Al negar que la historia del colonialismo y la esclavitud debe ser algo que merece la pena ser discutido, estamos rechazando dos elementos centrales de la democracia. Primero, el simple hecho de que no todos somos iguales, que tenemos distintos pasados, distintas memorias, distintas experiencias y, por ende, distintos proyectos de vida. Segundo, también estamos negando que, a pesar de sus falencias y dificultades, la democracia sigue siendo la mejor forma de resolver estas diferencias de un modo pacífico y participativo. Por último, al rechazar que la historia del colonialismo debe ser algo que merece la pena ser problematizado en el espacio público, estamos perdiendo una gran oportunidad de crecer como país, en el sentido más cívico del término, profundizando en el pensamiento crítico y en aquellas preguntas que, aun siendo incómodas, son muy necesarias para mejorar nuestras capacidades de diálogo, tolerancia y respeto.

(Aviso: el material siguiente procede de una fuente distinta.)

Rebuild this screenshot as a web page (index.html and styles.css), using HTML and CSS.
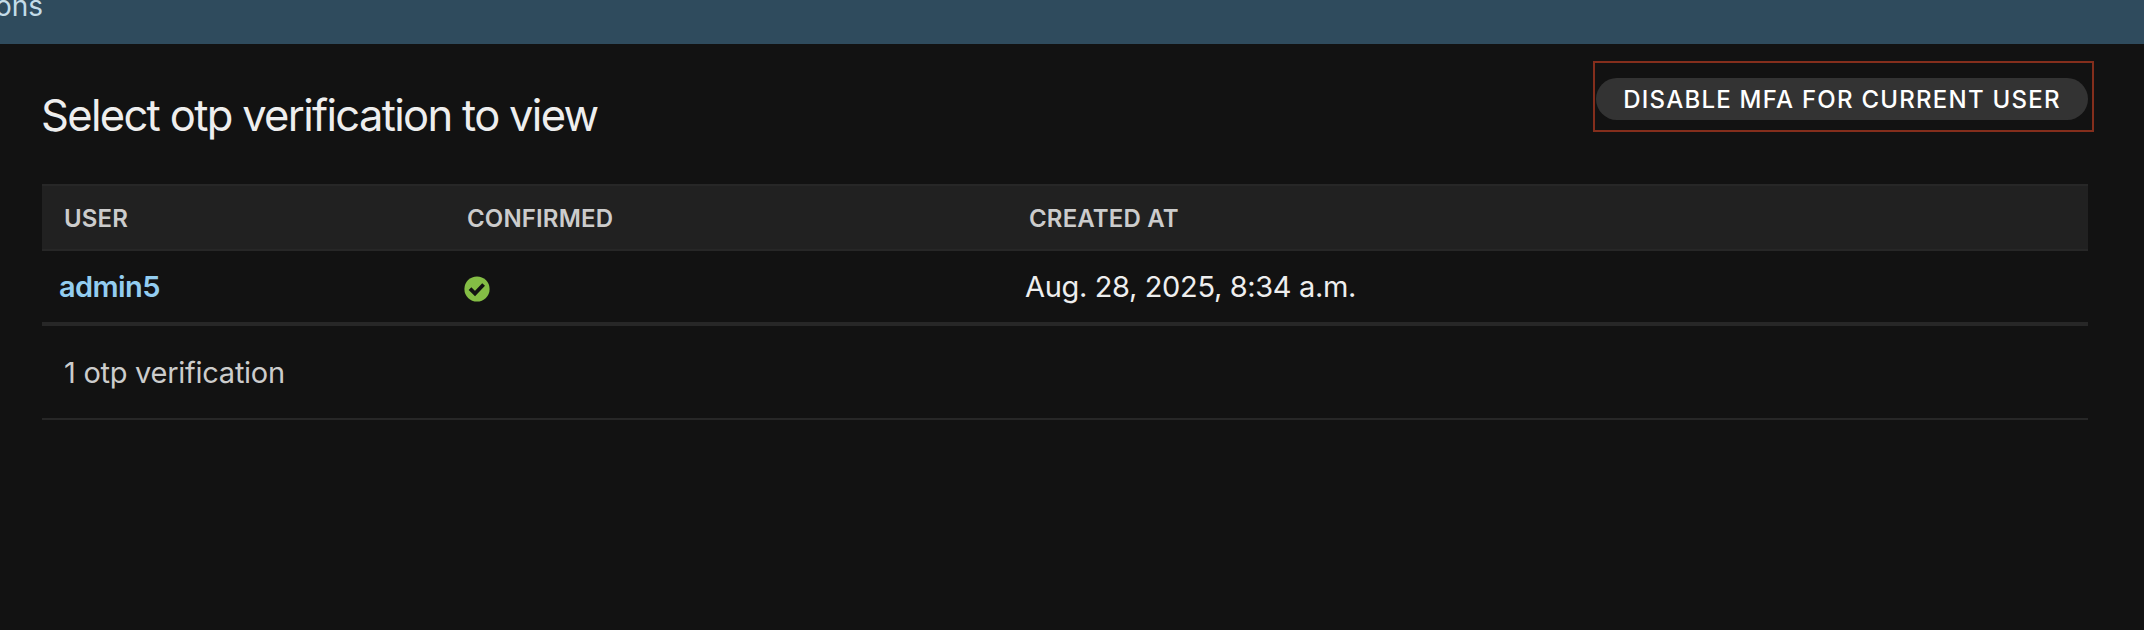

Hay debates que surgen cuando menos se los espera. Llevamos mucho tiempo renunciando a colocar el tema del colonialismo en el centro del debate público; ahora bien, hay ya demasiada presión para que ese momento no eclosione. Puede que las “problemáticas” palabras del ministro no detonen la discusión o el diálogo en torno al tema, pero se nota en los medios que hay un runrún que empuja, que hay temas vinculados a nuestro pasado que no pueden ser solo materia de expertos que discuten en los pequeños círculos académicos. El colonialismo, la conquista, el esclavismo, la circulación asimétrica de culturas, la subalternidad, la vulnerabilidad…, son todos ellos temas incómodos que llaman a nuestra puerta. ¿La abrimos?